What this task involves: Output the material beneath exactly, leaving nothing out.

Dataset extract:
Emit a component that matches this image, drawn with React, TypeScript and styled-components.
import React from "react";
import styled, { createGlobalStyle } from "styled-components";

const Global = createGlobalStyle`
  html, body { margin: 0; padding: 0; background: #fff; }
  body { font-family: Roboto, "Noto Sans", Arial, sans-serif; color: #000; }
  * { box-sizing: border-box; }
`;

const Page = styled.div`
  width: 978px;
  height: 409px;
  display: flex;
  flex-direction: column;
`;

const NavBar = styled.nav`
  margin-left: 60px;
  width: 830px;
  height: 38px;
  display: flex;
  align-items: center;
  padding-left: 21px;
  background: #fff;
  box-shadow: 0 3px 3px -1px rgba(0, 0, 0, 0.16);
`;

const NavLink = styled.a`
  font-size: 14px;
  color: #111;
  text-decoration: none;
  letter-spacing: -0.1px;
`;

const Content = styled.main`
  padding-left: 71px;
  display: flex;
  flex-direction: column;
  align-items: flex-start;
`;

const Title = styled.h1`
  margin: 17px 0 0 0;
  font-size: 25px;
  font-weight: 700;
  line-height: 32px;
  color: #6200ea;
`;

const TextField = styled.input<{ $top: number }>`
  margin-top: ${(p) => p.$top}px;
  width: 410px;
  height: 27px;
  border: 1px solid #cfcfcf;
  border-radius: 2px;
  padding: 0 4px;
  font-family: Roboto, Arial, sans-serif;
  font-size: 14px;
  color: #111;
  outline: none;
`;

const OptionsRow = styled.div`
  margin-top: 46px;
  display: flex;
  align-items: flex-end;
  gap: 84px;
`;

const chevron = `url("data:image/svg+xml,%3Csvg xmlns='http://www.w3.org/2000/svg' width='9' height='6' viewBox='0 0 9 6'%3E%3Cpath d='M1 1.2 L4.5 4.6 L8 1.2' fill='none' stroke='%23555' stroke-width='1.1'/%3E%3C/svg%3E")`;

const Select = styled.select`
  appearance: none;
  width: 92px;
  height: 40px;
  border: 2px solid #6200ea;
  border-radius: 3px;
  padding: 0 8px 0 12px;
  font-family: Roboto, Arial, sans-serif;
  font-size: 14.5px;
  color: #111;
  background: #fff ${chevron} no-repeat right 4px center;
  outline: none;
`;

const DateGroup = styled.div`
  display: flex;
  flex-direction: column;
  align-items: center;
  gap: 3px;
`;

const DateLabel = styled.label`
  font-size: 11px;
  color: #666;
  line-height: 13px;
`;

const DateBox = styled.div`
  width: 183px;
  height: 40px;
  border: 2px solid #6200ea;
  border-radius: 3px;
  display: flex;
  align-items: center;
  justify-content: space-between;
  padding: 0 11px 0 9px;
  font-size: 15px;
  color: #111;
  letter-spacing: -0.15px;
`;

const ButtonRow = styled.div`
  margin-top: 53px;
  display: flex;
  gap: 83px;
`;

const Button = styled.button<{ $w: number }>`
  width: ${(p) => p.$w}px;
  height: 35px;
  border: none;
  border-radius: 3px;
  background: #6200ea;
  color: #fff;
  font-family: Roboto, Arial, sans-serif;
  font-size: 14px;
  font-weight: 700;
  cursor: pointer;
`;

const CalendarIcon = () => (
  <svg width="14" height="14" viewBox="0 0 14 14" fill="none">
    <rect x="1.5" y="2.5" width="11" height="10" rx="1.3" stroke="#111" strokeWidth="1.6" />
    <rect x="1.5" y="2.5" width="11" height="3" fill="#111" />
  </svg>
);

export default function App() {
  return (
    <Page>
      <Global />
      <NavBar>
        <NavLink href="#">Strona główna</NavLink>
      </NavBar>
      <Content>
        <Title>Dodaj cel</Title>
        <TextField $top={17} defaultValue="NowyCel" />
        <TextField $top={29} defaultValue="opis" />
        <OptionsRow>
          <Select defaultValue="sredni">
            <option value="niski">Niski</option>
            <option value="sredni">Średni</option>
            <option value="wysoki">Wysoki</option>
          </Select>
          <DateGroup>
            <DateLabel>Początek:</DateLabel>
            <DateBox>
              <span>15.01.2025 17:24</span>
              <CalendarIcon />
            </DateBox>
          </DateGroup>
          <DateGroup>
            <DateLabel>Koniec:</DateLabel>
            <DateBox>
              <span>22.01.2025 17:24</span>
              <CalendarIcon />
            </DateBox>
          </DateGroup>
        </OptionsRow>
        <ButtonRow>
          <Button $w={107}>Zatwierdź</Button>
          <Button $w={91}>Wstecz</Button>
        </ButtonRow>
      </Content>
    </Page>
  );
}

Response to this exercise:
Emit a component that matches this image, drawn with React, TypeScript and styled-components.
import React from "react";
import styled, { createGlobalStyle } from "styled-components";

const Global = createGlobalStyle`
  html, body { margin: 0; padding: 0; background: #fff; }
  body { font-family: Roboto, "Noto Sans", Arial, sans-serif; color: #000; }
  * { box-sizing: border-box; }
`;

const Page = styled.div`
  width: 978px;
  height: 409px;
  display: flex;
  flex-direction: column;
`;

const NavBar = styled.nav`
  margin-left: 60px;
  width: 830px;
  height: 38px;
  display: flex;
  align-items: center;
  padding-left: 21px;
  background: #fff;
  box-shadow: 0 3px 3px -1px rgba(0, 0, 0, 0.16);
`;

const NavLink = styled.a`
  font-size: 14px;
  color: #111;
  text-decoration: none;
  letter-spacing: -0.1px;
`;

const Content = styled.main`
  padding-left: 71px;
  display: flex;
  flex-direction: column;
  align-items: flex-start;
`;

const Title = styled.h1`
  margin: 17px 0 0 0;
  font-size: 25px;
  font-weight: 700;
  line-height: 32px;
  color: #6200ea;
`;

const TextField = styled.input<{ $top: number }>`
  margin-top: ${(p) => p.$top}px;
  width: 410px;
  height: 27px;
  border: 1px solid #cfcfcf;
  border-radius: 2px;
  padding: 0 4px;
  font-family: Roboto, Arial, sans-serif;
  font-size: 14px;
  color: #111;
  outline: none;
`;

const OptionsRow = styled.div`
  margin-top: 46px;
  display: flex;
  align-items: flex-end;
  gap: 84px;
`;

const chevron = `url("data:image/svg+xml,%3Csvg xmlns='http://www.w3.org/2000/svg' width='9' height='6' viewBox='0 0 9 6'%3E%3Cpath d='M1 1.2 L4.5 4.6 L8 1.2' fill='none' stroke='%23555' stroke-width='1.1'/%3E%3C/svg%3E")`;

const Select = styled.select`
  appearance: none;
  width: 92px;
  height: 40px;
  border: 2px solid #6200ea;
  border-radius: 3px;
  padding: 0 8px 0 12px;
  font-family: Roboto, Arial, sans-serif;
  font-size: 14.5px;
  color: #111;
  background: #fff ${chevron} no-repeat right 4px center;
  outline: none;
`;

const DateGroup = styled.div`
  display: flex;
  flex-direction: column;
  align-items: center;
  gap: 3px;
`;

const DateLabel = styled.label`
  font-size: 11px;
  color: #666;
  line-height: 13px;
`;

const DateBox = styled.div`
  width: 183px;
  height: 40px;
  border: 2px solid #6200ea;
  border-radius: 3px;
  display: flex;
  align-items: center;
  justify-content: space-between;
  padding: 0 11px 0 9px;
  font-size: 15px;
  color: #111;
  letter-spacing: -0.15px;
`;

const ButtonRow = styled.div`
  margin-top: 53px;
  display: flex;
  gap: 83px;
`;

const Button = styled.button<{ $w: number }>`
  width: ${(p) => p.$w}px;
  height: 35px;
  border: none;
  border-radius: 3px;
  background: #6200ea;
  color: #fff;
  font-family: Roboto, Arial, sans-serif;
  font-size: 14px;
  font-weight: 700;
  cursor: pointer;
`;

const CalendarIcon = () => (
  <svg width="14" height="14" viewBox="0 0 14 14" fill="none">
    <rect x="1.5" y="2.5" width="11" height="10" rx="1.3" stroke="#111" strokeWidth="1.6" />
    <rect x="1.5" y="2.5" width="11" height="3" fill="#111" />
  </svg>
);

export default function App() {
  return (
    <Page>
      <Global />
      <NavBar>
        <NavLink href="#">Strona główna</NavLink>
      </NavBar>
      <Content>
        <Title>Dodaj cel</Title>
        <TextField $top={17} defaultValue="NowyCel" />
        <TextField $top={29} defaultValue="opis" />
        <OptionsRow>
          <Select defaultValue="sredni">
            <option value="niski">Niski</option>
            <option value="sredni">Średni</option>
            <option value="wysoki">Wysoki</option>
          </Select>
          <DateGroup>
            <DateLabel>Początek:</DateLabel>
            <DateBox>
              <span>15.01.2025 17:24</span>
              <CalendarIcon />
            </DateBox>
          </DateGroup>
          <DateGroup>
            <DateLabel>Koniec:</DateLabel>
            <DateBox>
              <span>22.01.2025 17:24</span>
              <CalendarIcon />
            </DateBox>
          </DateGroup>
        </OptionsRow>
        <ButtonRow>
          <Button $w={107}>Zatwierdź</Button>
          <Button $w={91}>Wstecz</Button>
        </ButtonRow>
      </Content>
    </Page>
  );
}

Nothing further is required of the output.